What to do: Write out every line of the material as it stands, apart from the pictures.

Provided data:
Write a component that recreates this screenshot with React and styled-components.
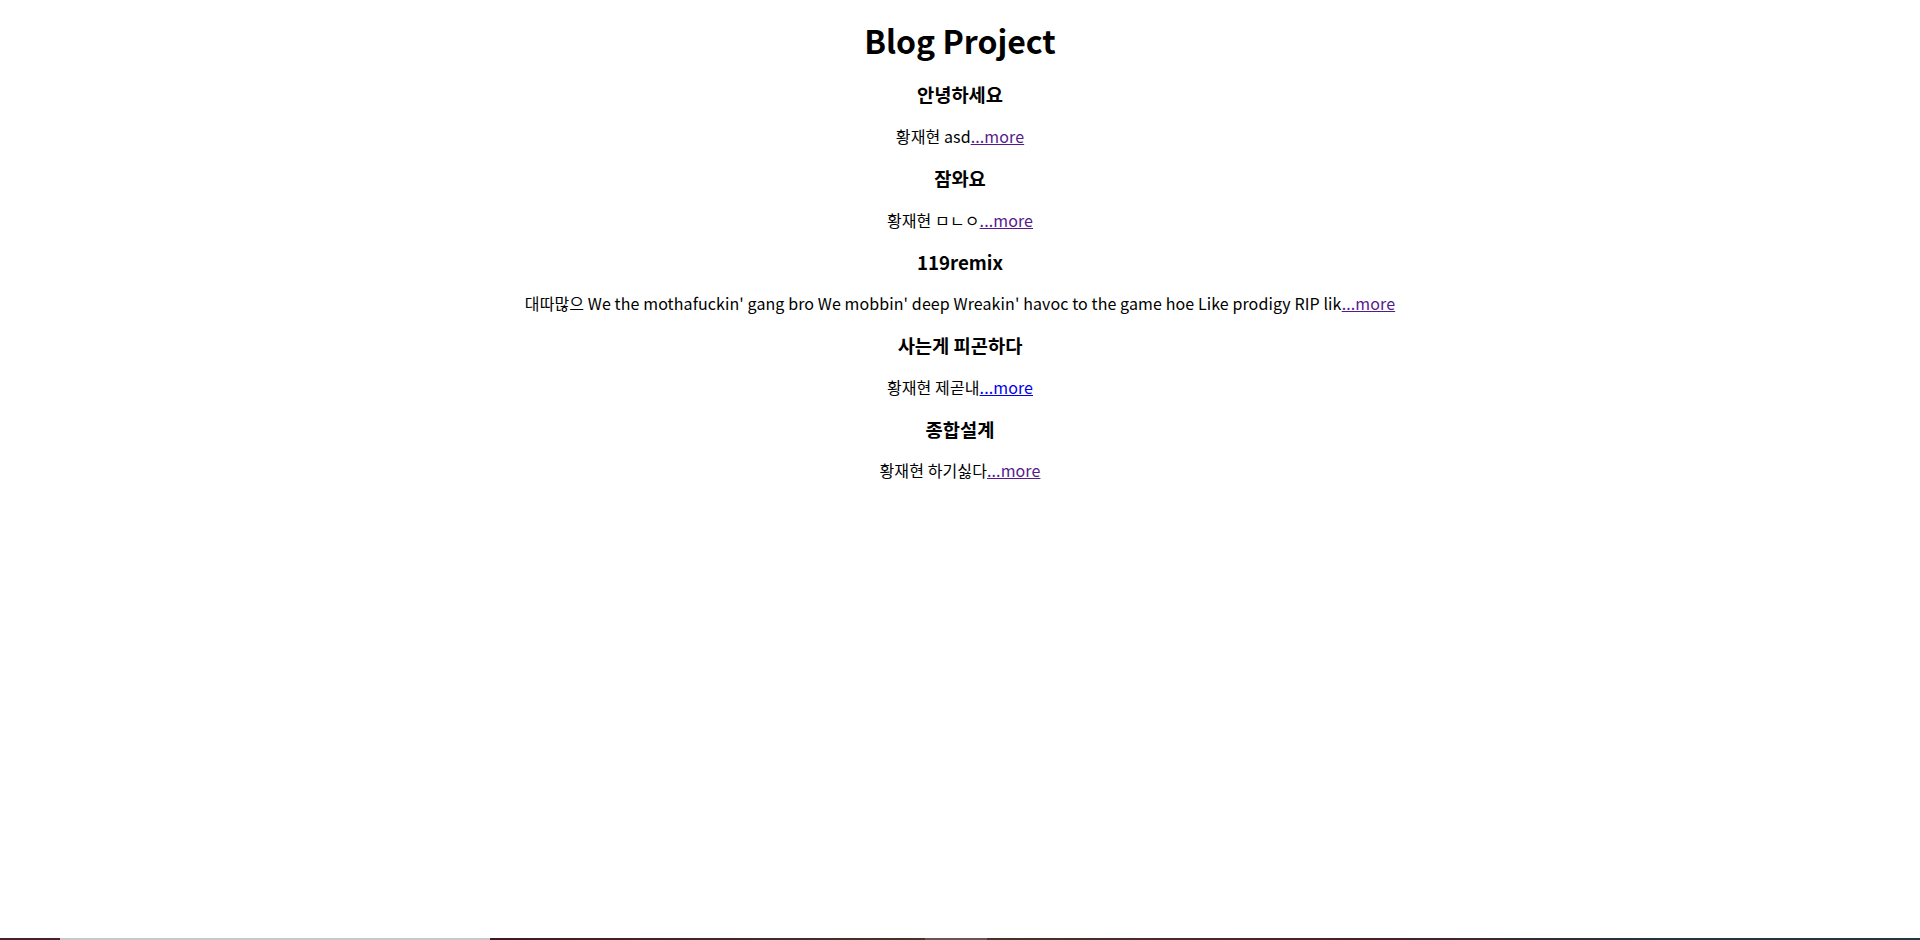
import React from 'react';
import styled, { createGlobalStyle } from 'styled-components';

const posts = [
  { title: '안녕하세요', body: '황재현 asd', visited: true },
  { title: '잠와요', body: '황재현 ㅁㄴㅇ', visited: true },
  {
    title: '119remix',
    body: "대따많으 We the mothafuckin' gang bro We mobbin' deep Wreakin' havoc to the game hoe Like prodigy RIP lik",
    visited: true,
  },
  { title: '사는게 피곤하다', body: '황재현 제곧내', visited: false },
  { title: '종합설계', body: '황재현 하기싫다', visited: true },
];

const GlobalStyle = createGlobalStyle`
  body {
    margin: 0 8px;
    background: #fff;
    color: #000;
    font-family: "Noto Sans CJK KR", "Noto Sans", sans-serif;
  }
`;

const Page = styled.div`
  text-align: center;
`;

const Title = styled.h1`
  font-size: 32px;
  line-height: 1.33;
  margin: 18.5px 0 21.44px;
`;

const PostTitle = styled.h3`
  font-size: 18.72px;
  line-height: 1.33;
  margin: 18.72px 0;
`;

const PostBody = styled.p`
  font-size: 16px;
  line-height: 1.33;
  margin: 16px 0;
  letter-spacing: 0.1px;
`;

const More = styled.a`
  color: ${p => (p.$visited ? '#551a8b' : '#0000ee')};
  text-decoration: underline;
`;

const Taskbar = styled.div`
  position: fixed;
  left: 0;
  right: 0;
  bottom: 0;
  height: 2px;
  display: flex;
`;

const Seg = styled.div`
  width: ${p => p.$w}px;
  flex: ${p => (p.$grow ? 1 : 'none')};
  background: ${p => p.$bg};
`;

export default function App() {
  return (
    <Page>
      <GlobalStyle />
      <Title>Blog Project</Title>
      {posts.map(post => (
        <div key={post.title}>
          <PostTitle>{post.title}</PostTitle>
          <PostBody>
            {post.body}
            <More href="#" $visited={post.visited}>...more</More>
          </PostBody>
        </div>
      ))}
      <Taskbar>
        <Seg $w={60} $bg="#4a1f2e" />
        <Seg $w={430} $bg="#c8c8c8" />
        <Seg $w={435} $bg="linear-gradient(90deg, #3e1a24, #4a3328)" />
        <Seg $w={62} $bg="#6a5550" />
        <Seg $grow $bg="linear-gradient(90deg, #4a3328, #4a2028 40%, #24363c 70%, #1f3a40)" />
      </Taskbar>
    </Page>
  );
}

Exercise solution:
Write a component that recreates this screenshot with React and styled-components.
import React from 'react';
import styled, { createGlobalStyle } from 'styled-components';

const posts = [
  { title: '안녕하세요', body: '황재현 asd', visited: true },
  { title: '잠와요', body: '황재현 ㅁㄴㅇ', visited: true },
  {
    title: '119remix',
    body: "대따많으 We the mothafuckin' gang bro We mobbin' deep Wreakin' havoc to the game hoe Like prodigy RIP lik",
    visited: true,
  },
  { title: '사는게 피곤하다', body: '황재현 제곧내', visited: false },
  { title: '종합설계', body: '황재현 하기싫다', visited: true },
];

const GlobalStyle = createGlobalStyle`
  body {
    margin: 0 8px;
    background: #fff;
    color: #000;
    font-family: "Noto Sans CJK KR", "Noto Sans", sans-serif;
  }
`;

const Page = styled.div`
  text-align: center;
`;

const Title = styled.h1`
  font-size: 32px;
  line-height: 1.33;
  margin: 18.5px 0 21.44px;
`;

const PostTitle = styled.h3`
  font-size: 18.72px;
  line-height: 1.33;
  margin: 18.72px 0;
`;

const PostBody = styled.p`
  font-size: 16px;
  line-height: 1.33;
  margin: 16px 0;
  letter-spacing: 0.1px;
`;

const More = styled.a`
  color: ${p => (p.$visited ? '#551a8b' : '#0000ee')};
  text-decoration: underline;
`;

const Taskbar = styled.div`
  position: fixed;
  left: 0;
  right: 0;
  bottom: 0;
  height: 2px;
  display: flex;
`;

const Seg = styled.div`
  width: ${p => p.$w}px;
  flex: ${p => (p.$grow ? 1 : 'none')};
  background: ${p => p.$bg};
`;

export default function App() {
  return (
    <Page>
      <GlobalStyle />
      <Title>Blog Project</Title>
      {posts.map(post => (
        <div key={post.title}>
          <PostTitle>{post.title}</PostTitle>
          <PostBody>
            {post.body}
            <More href="#" $visited={post.visited}>...more</More>
          </PostBody>
        </div>
      ))}
      <Taskbar>
        <Seg $w={60} $bg="#4a1f2e" />
        <Seg $w={430} $bg="#c8c8c8" />
        <Seg $w={435} $bg="linear-gradient(90deg, #3e1a24, #4a3328)" />
        <Seg $w={62} $bg="#6a5550" />
        <Seg $grow $bg="linear-gradient(90deg, #4a3328, #4a2028 40%, #24363c 70%, #1f3a40)" />
      </Taskbar>
    </Page>
  );
}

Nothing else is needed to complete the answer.